Abstract
When drilling in sliding mode, axial oscillation tools (AOT) and surface oscillation tools (SOT) are two possible solutions that are used in the industry to overcome the friction forces, especially in unconventional well trajectories with a long lateral section. The AOT is assembled in the drillstring and run in hole such that it is generally placed in the middle of the lateral section. It is actuated by the mud flow to produce high-frequency axial vibrations. As for the SOT, it is placed at surface and produces low-frequency torsional oscillations in the drillstring by alternating the rotation direction. For some challenging trajectories, the idea of combining both tools, where the SOT reduces the friction on the top part of the trajectory and the AOT deals with the bottom part, seems appealing. However, when coupling the two types of oscillations, one should be careful to the possible implications on tool face control performance.

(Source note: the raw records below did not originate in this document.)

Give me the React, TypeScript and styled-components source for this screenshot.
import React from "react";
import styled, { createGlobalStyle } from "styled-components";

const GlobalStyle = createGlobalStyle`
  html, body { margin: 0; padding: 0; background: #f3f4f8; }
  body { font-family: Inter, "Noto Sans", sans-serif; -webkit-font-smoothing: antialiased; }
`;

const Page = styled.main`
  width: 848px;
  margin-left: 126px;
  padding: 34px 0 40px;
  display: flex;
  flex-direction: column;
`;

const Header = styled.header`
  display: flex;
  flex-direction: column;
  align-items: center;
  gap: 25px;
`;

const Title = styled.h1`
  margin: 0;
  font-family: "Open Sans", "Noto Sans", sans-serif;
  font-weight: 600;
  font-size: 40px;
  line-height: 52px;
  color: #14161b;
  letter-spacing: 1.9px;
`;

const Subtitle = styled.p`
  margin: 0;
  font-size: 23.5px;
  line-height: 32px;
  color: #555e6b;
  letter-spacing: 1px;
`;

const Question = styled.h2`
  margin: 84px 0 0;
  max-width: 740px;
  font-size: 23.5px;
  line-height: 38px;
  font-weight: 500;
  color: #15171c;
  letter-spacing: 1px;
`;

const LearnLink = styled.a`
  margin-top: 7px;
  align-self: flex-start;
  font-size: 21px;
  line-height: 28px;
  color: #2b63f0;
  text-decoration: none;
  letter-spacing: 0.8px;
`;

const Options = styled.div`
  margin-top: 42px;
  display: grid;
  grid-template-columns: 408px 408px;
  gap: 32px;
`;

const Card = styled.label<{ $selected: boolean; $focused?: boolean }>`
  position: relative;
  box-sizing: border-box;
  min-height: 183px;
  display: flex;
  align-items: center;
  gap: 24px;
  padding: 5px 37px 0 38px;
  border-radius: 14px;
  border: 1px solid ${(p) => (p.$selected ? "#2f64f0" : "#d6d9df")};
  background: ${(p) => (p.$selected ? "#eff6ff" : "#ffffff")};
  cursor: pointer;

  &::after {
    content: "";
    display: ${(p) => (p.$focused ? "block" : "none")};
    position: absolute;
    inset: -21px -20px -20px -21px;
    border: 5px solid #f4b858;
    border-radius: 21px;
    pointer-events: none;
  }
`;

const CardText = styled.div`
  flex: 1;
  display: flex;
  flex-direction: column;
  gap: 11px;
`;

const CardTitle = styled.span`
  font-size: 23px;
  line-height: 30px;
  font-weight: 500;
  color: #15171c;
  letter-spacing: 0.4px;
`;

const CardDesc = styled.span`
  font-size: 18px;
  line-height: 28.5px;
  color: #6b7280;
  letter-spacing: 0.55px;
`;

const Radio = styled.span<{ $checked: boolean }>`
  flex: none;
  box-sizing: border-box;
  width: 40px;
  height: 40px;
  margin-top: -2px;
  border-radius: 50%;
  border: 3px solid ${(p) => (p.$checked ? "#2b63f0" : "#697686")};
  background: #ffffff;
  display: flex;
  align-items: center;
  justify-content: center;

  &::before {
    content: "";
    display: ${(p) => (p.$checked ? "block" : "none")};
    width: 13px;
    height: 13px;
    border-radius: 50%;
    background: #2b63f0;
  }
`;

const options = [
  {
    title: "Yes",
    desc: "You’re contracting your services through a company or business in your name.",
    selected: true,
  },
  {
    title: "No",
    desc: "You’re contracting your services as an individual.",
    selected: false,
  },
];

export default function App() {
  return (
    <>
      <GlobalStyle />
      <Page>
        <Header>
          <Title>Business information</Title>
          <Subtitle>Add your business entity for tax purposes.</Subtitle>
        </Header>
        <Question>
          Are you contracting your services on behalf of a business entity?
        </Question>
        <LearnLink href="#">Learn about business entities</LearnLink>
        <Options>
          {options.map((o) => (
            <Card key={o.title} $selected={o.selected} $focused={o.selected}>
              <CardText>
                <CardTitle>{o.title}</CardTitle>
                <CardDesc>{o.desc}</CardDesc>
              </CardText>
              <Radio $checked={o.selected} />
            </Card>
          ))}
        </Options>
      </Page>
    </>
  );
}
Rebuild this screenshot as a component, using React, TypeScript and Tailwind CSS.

In this paper, time-domain dynamics modeling is used to investigate the AOT and SOT behavior, whether they are employed separately or together. When simulated separately, the tools' influence zones can be identified, and their operating parameters can be tuned accordingly. When combining both tools, if their influence zones are overlapping, coupled axial and torsional oscillations occur and could have consequences on the tool face orientation (TFO). The observations obtained from simulations are confronted to data coming from a well drilled with both tools.
Numerical simulations show that the AOT helps the propagation of the torsional motion downhole, because it takes a part of the friction that opposes the torsional oscillations. If the SOT and AOT parameters are jointly well calibrated, then the steering from surface becomes faster, and the tool face control becomes more accurate. However, if the SOT's parameters are calibrated without regard to the AOT influence, then TFO variations could be obtained, indicating unstable tool face control leading to a tortuous well bore.
The use of time-domain modeling to jointly characterize the behavior of downhole axial and surface oscillation tools introduced in this work allows a better understanding of the coupling between the two tools. This work provides an opportunity to increase the extent of the lateral sections without impairing the wellbore quality.